Helium supply and conservation are also strategic topics. The U.S. Geological Survey tracks helium production and market statistics, highlighting the importance of efficient handling and reduced loss. Even modest improvements in boil-off management can create meaningful operational savings over long duty cycles.

Comparison With Other Common Cryogens

Engineers often compare helium against nitrogen and hydrogen when selecting cooling media. Helium stands out for ultra-low temperature capability, low liquefaction temperature, and compatibility with superconducting applications.

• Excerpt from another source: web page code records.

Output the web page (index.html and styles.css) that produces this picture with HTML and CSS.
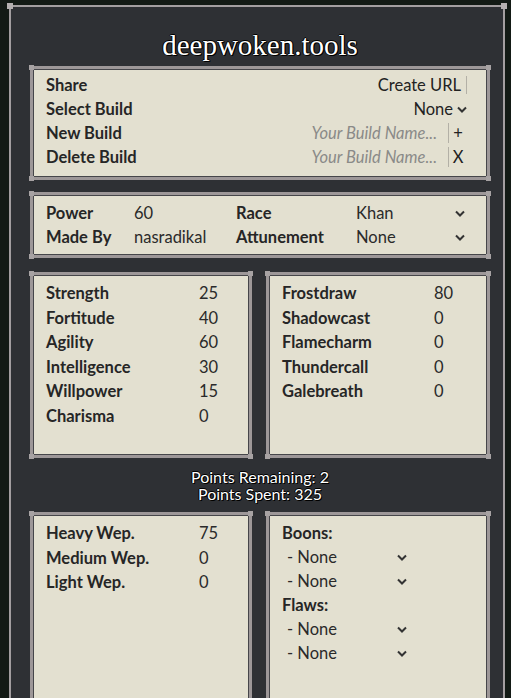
FILE: index.html
```html
<!DOCTYPE html>
<html lang="en">
<head>
    <meta charset="UTF-8">
    <title>deepwoken.tools</title>
    <link rel="stylesheet" href="styles.css">
</head>
<body>
<div class="frame">
    <h1 class="title">deepwoken.tools</h1>

    <div class="panel build">
        <div class="row">
            <span class="label">Share</span>
            <span class="right"><span>Create URL</span><span class="bar"></span></span>
        </div>
        <div class="row">
            <span class="label">Select Build</span>
            <span class="right"><span>None</span>
                <svg class="chev" viewBox="0 0 10 6"><polyline points="1,1 5,5 9,1"/></svg></span>
        </div>
        <div class="row">
            <span class="label">New Build</span>
            <span class="right"><span class="ph">Your Build Name...</span><span class="bar sep"></span><span class="btn">+</span></span>
        </div>
        <div class="row">
            <span class="label">Delete Build</span>
            <span class="right"><span class="ph">Your Build Name...</span><span class="bar sep"></span><span class="btn">X</span></span>
        </div>
    </div>

    <div class="panel info">
        <span class="label">Power</span><span>60</span>
        <span class="label">Race</span><span>Khan</span>
        <svg class="chev" viewBox="0 0 10 6"><polyline points="1,1 5,5 9,1"/></svg>
        <span class="label">Made By</span><span>nasradikal</span>
        <span class="label">Attunement</span><span>None</span>
        <svg class="chev" viewBox="0 0 10 6"><polyline points="1,1 5,5 9,1"/></svg>
    </div>

    <div class="pair">
        <div class="panel stats">
            <span class="label">Strength</span><span>25</span>
            <span class="label">Fortitude</span><span>40</span>
            <span class="label">Agility</span><span>60</span>
            <span class="label">Intelligence</span><span>30</span>
            <span class="label">Willpower</span><span>15</span>
            <span class="label">Charisma</span><span>0</span>
        </div>
        <div class="panel stats">
            <span class="label">Frostdraw</span><span>80</span>
            <span class="label">Shadowcast</span><span>0</span>
            <span class="label">Flamecharm</span><span>0</span>
            <span class="label">Thundercall</span><span>0</span>
            <span class="label">Galebreath</span><span>0</span>
        </div>
    </div>

    <div class="points">
        <div>Points Remaining: 2</div>
        <div>Points Spent: 325</div>
    </div>

    <div class="pair">
        <div class="panel stats tall">
            <span class="label">Heavy Wep.</span><span>75</span>
            <span class="label">Medium Wep.</span><span>0</span>
            <span class="label">Light Wep.</span><span>0</span>
        </div>
        <div class="panel traits tall">
            <div class="label">Boons:</div>
            <div class="pick"><span>- None</span><svg class="chev" viewBox="0 0 10 6"><polyline points="1,1 5,5 9,1"/></svg></div>
            <div class="pick"><span>- None</span><svg class="chev" viewBox="0 0 10 6"><polyline points="1,1 5,5 9,1"/></svg></div>
            <div class="label">Flaws:</div>
            <div class="pick"><span>- None</span><svg class="chev" viewBox="0 0 10 6"><polyline points="1,1 5,5 9,1"/></svg></div>
            <div class="pick"><span>- None</span><svg class="chev" viewBox="0 0 10 6"><polyline points="1,1 5,5 9,1"/></svg></div>
        </div>
    </div>
</div>
</body>
</html>
```

FILE: styles.css
```css
body {
    margin: 0;
    background: #131a15;
    font-family: Lato, sans-serif;
    font-size: 16.5px;
    color: #2a2a2a;
}

.frame {
    position: relative;
    margin: 5px 6px 0 9px;
    border: 2px solid #a39ea0;
    border-bottom: none;
    background: #2e3034;
    padding: 0 13px 40px 19px;
    display: flex;
    flex-direction: column;
}

.frame::before {
    content: "";
    position: absolute;
    top: -4px;
    left: -4px;
    right: -4px;
    height: 6px;
    background:
        linear-gradient(#b5b0b1, #b5b0b1) left top / 6px 6px no-repeat,
        linear-gradient(#b5b0b1, #b5b0b1) right top / 6px 6px no-repeat;
    pointer-events: none;
}

.title {
    margin: 0;
    padding: 23px 0 5px;
    text-align: center;
    font-family: "Liberation Serif", serif;
    font-weight: normal;
    font-size: 29px;
    line-height: 31px;
    color: #fff;
    text-shadow: 1px 1px 0 #000, -1px 0 0 #000, 0 -1px 0 #000, 1px 0 0 #000;
}

.panel {
    position: relative;
    background: #e3e0d0;
    border: 3px solid #9d9798;
    box-shadow: inset 0 0 0 1px #46464a;
    padding: 6px 20px 6px 13px;
    line-height: 24px;
}

.panel::before {
    content: "";
    position: absolute;
    top: -4px;
    left: -4px;
    right: -4px;
    bottom: -4px;
    background:
        linear-gradient(#a7a2a3, #a7a2a3) left top / 5px 5px no-repeat,
        linear-gradient(#a7a2a3, #a7a2a3) right top / 5px 5px no-repeat,
        linear-gradient(#a7a2a3, #a7a2a3) left bottom / 5px 5px no-repeat,
        linear-gradient(#a7a2a3, #a7a2a3) right bottom / 5px 5px no-repeat;
    pointer-events: none;
}

.label {
    font-weight: bold;
    color: #262626;
}

.build {
    padding-top: 4px;
    padding-bottom: 8px;
    margin-bottom: 12px;
}

.row {
    display: flex;
    justify-content: space-between;
}

.right {
    display: flex;
    align-items: center;
    color: #222;
}

.bar {
    width: 1px;
    height: 18px;
    background: #b3b0a6;
    margin-left: 5px;
}

.bar.sep {
    margin: 0 0 0 11px;
    height: 20px;
}

.ph {
    font-style: italic;
    color: #8a8a88;
}

.btn {
    width: 18px;
    text-align: center;
}

.chev {
    width: 10px;
    height: 7px;
    margin-left: 4px;
    fill: none;
    stroke: #333;
    stroke-width: 2;
}

.info {
    display: grid;
    grid-template-columns: 88px 102px 120px 1fr 12px;
    align-items: center;
    margin-bottom: 14px;
}

.info .chev {
    margin: 0;
}

.pair {
    display: grid;
    grid-template-columns: 222px 224px;
    column-gap: 14px;
}

.stats {
    display: grid;
    grid-template-columns: 153px 1fr;
    align-content: start;
    line-height: 24.5px;
    min-height: 168px;
}

.pair .stats + .stats {
    grid-template-columns: 152px 1fr;
}

.tall {
    min-height: 190px;
}

.traits {
    line-height: 24px;
}

.pick {
    display: flex;
    align-items: center;
    padding-left: 5px;
}

.pick span {
    width: 106px;
}

.points {
    text-align: center;
    color: #fff;
    font-size: 16px;
    line-height: 17px;
    padding: 10px 0 10px;
    text-shadow: 1px 1px 0 #000, -1px 0 0 #000, 0 -1px 0 #000;
}
```
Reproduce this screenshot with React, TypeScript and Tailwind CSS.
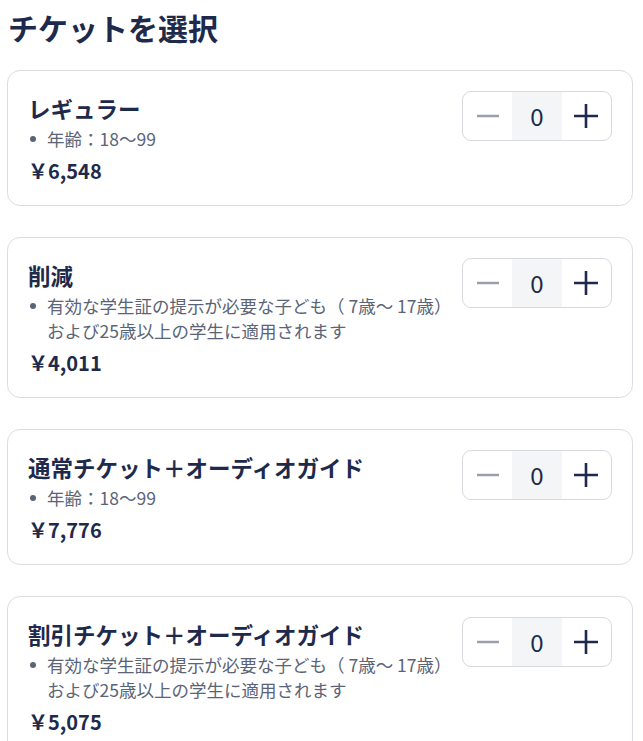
import React from 'react';

interface Ticket {
  name: string;
  lines: string[];
  price: string;
}

const tickets: Ticket[] = [
  { name: 'レギュラー', lines: ['年齢：18〜99'], price: '￥6,548' },
  {
    name: '削減',
    lines: ['有効な学生証の提示が必要な子ども（ 7歳〜 17歳）', 'および25歳以上の学生に適用されます'],
    price: '￥4,011',
  },
  { name: '通常チケット＋オーディオガイド', lines: ['年齢：18〜99'], price: '￥7,776' },
  {
    name: '割引チケット＋オーディオガイド',
    lines: ['有効な学生証の提示が必要な子ども（ 7歳〜 17歳）', 'および25歳以上の学生に適用されます'],
    price: '￥5,075',
  },
];

const Stepper: React.FC = () => (
  <div className="flex h-[50px] w-[150px] shrink-0 overflow-hidden rounded-[9px] border border-[#d6d9de]">
    <button className="flex w-[50px] items-center justify-center" aria-label="減らす">
      <svg width="22" height="22" viewBox="0 0 22 22">
        <line x1="0.5" y1="11" x2="21.5" y2="11" stroke="#9aa1ad" strokeWidth="2.6" strokeLinecap="round" />
      </svg>
    </button>
    <div className="flex w-[50px] items-center justify-center bg-[#f4f5f7] text-[24px] text-[#1e2a4b]">0</div>
    <button className="flex w-[50px] items-center justify-center" aria-label="増やす">
      <svg width="24" height="24" viewBox="0 0 24 24">
        <line x1="0.5" y1="12" x2="23.5" y2="12" stroke="#1e2a4b" strokeWidth="2.6" strokeLinecap="round" />
        <line x1="12" y1="0.5" x2="12" y2="23.5" stroke="#1e2a4b" strokeWidth="2.6" strokeLinecap="round" />
      </svg>
    </button>
  </div>
);

const TicketCard: React.FC<{ ticket: Ticket }> = ({ ticket }) => (
  <div className="flex items-start justify-between rounded-[13px] border border-[#dadde2] bg-white p-5">
    <div className="flex flex-col">
      <h2 className="text-[22.5px] font-bold leading-[35px] text-[#1e2a4b]">{ticket.name}</h2>
      <div className="flex pl-[2px]">
        <span className="mt-[10px] h-[6px] w-[6px] shrink-0 rounded-full bg-[#5b6477]" />
        <div className="ml-[11px] text-[17.5px] leading-[25px] text-[#5b6477]">
          {ticket.lines.map((l) => (
            <div key={l}>{l}</div>
          ))}
        </div>
      </div>
      <div className="mt-[6px] text-[20px] font-bold leading-[28px] text-[#1e2a4b]">{ticket.price}</div>
    </div>
    <Stepper />
  </div>
);

const App: React.FC = () => {
  return (
    <div
      className="min-h-[741px] w-[643px] bg-white"
      style={{ fontFamily: '"Noto Sans CJK JP", "Noto Sans", sans-serif' }}
    >
      <h1 className="pl-[8px] text-[30px] font-bold leading-[54px] text-[#1e2a4b]">チケットを選択</h1>
      <div className="ml-[7px] mt-[16px] flex w-[626px] flex-col gap-[31px]">
        {tickets.map((t) => (
          <TicketCard key={t.name} ticket={t} />
        ))}
      </div>
    </div>
  );
};

export default App;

Cryogen	Normal Boiling Point (K)	Typical Use	Pressure-Temperature Sensitivity
Helium (He-4)	4.22	Superconducting magnets, cryophysics, quantum hardware	Very high sensitivity in low-K regime
Hydrogen (H2)	20.27	Aerospace and special cryogenic systems	High, with strict safety controls required
Nitrogen (N2)	77.36	General lab cooling, food and industrial freezing	Lower relative sensitivity than helium at comparable use points

Trusted References for Deeper Thermodynamic Data

For advanced calculations, property validation, and standards-level data, use authoritative sources:

• NIST Thermophysical Properties of Fluid Systems (.gov)
• USGS Helium Statistics and Information (.gov)
• MIT OpenCourseWare Thermodynamics Resources (.edu)

Final Takeaway

A helium vapor pressure calculator is one of the most useful quick tools in cryogenic engineering. It translates temperature into a pressure estimate that supports safe operation, design screening, troubleshooting, and training. Whether you are managing a research cryostat, an MRI helium vessel, or an industrial low-temperature process, understanding saturation behavior is the basis of better decisions. Use this calculator for rapid insight, then validate critical designs with high-precision references and application-specific safety standards.

Note: Values presented are engineering estimates suitable for preliminary design and education. Always verify against current project specifications, code requirements, and validated cryogenic property datasets.